On Sunday 8th March 2015, Hannah Dee and I organised a pub quiz for International Women's Day. We wanted to highlight some famous women in science, but we don't expect people to know much about famous women in science. So how to do a quiz? We themed 5 rounds around the women:

1) The Mary Anning fossil hunting round
A huge word search with many words related to Mary Anning's work and fossils to find (including "ichtheosaur" and "she sells sea shells", "on the sea shore".

2) The Amelia Earhart aviation round
Create paper aeroplanes that will travel from Europe (over here) to America (over there) and land within an area marked by a hula hoop. We should have had planes crossing the Atlantic in the other direction, but oh well, we're in west Wales.

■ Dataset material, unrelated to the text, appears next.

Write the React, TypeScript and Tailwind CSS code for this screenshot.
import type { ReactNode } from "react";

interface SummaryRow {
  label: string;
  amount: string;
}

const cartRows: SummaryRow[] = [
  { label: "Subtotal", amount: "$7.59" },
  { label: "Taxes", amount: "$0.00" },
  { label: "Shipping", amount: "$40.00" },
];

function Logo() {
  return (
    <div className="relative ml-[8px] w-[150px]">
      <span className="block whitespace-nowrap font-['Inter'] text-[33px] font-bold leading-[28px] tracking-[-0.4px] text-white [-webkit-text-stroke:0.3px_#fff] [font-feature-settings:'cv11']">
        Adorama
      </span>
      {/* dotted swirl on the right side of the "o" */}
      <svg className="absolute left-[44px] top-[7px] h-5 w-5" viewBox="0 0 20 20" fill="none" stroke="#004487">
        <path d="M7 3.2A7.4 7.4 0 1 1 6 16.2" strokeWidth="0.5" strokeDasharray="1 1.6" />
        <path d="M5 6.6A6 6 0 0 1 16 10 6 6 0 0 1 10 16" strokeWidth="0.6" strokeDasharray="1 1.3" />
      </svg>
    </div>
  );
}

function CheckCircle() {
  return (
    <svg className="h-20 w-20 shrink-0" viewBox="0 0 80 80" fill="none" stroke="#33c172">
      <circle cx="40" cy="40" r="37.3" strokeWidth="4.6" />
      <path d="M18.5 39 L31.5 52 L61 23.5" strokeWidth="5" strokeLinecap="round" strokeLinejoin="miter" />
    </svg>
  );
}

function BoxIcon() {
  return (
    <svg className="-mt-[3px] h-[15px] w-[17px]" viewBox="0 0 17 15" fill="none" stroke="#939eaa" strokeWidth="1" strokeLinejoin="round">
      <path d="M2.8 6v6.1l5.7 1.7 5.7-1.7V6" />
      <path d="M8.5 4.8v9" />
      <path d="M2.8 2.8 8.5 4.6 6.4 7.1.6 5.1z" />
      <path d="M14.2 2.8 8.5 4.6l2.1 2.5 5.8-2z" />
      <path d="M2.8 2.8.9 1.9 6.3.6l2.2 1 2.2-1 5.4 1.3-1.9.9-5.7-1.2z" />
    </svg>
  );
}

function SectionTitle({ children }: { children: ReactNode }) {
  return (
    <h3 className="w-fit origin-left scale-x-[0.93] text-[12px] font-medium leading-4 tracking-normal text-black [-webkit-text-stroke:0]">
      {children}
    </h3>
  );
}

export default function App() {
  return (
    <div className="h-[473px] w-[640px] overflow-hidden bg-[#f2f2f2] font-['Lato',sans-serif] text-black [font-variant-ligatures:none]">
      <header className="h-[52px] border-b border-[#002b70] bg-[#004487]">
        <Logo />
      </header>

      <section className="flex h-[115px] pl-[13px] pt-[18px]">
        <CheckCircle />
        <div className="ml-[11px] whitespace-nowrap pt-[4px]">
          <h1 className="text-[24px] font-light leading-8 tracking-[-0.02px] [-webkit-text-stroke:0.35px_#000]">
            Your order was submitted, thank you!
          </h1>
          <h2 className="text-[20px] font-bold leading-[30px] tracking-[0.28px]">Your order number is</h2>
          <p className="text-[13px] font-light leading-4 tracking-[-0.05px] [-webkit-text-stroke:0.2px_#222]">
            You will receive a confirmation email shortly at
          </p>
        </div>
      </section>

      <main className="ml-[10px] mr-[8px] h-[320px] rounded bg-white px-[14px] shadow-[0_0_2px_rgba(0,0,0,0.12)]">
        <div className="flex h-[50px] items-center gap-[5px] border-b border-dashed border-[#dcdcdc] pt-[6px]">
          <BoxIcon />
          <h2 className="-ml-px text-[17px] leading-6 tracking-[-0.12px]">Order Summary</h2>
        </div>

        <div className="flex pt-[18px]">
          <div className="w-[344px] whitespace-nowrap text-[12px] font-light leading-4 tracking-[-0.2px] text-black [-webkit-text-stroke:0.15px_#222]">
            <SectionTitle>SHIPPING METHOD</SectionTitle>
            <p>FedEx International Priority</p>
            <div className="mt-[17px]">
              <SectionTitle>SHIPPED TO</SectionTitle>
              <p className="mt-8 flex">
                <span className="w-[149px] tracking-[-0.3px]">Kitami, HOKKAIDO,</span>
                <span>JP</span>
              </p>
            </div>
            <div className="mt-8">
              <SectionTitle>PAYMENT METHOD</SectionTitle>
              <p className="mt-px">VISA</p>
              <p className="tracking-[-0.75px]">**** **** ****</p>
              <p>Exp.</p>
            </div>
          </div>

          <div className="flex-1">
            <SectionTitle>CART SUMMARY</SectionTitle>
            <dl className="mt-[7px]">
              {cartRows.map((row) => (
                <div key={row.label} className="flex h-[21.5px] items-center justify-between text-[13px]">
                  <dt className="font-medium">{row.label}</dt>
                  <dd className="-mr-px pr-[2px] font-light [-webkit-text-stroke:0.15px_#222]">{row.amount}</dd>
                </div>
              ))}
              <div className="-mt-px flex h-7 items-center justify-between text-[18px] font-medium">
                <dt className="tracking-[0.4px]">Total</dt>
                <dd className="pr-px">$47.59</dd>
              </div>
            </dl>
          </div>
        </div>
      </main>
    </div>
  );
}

3) The Caroline Herschel stargazing round
Early astronomy was often about spotting small differences in maps of the heavens. Thanks to heavens-above.com we had a copy of the sky map for the evening, and another copy that had been modified with gimp. Spot the difference! Three Gemini twins?

4) The Barbara McClintock genome round
Here we used C. Titus Brown's shotgunator to make a set of short reads from a few sentences about the work of Barbara McClintock. The teams had to assemble the genome to decipher the sentences. It must have seemed as if transposons were at work, because with a few repeated words the sentences they were constructing did get rather jumbled.



5) The Florence Nightingale data visualisation round
Finally the teams got to use a box of stuff (pipe cleaners, stickers, fluorescent paper, googly eyes, coloured pens) to make the most creative version of this year's HESA stats on women employed in higher education.

The scales of employment in HE


No trivia or celebrities in the quiz at all!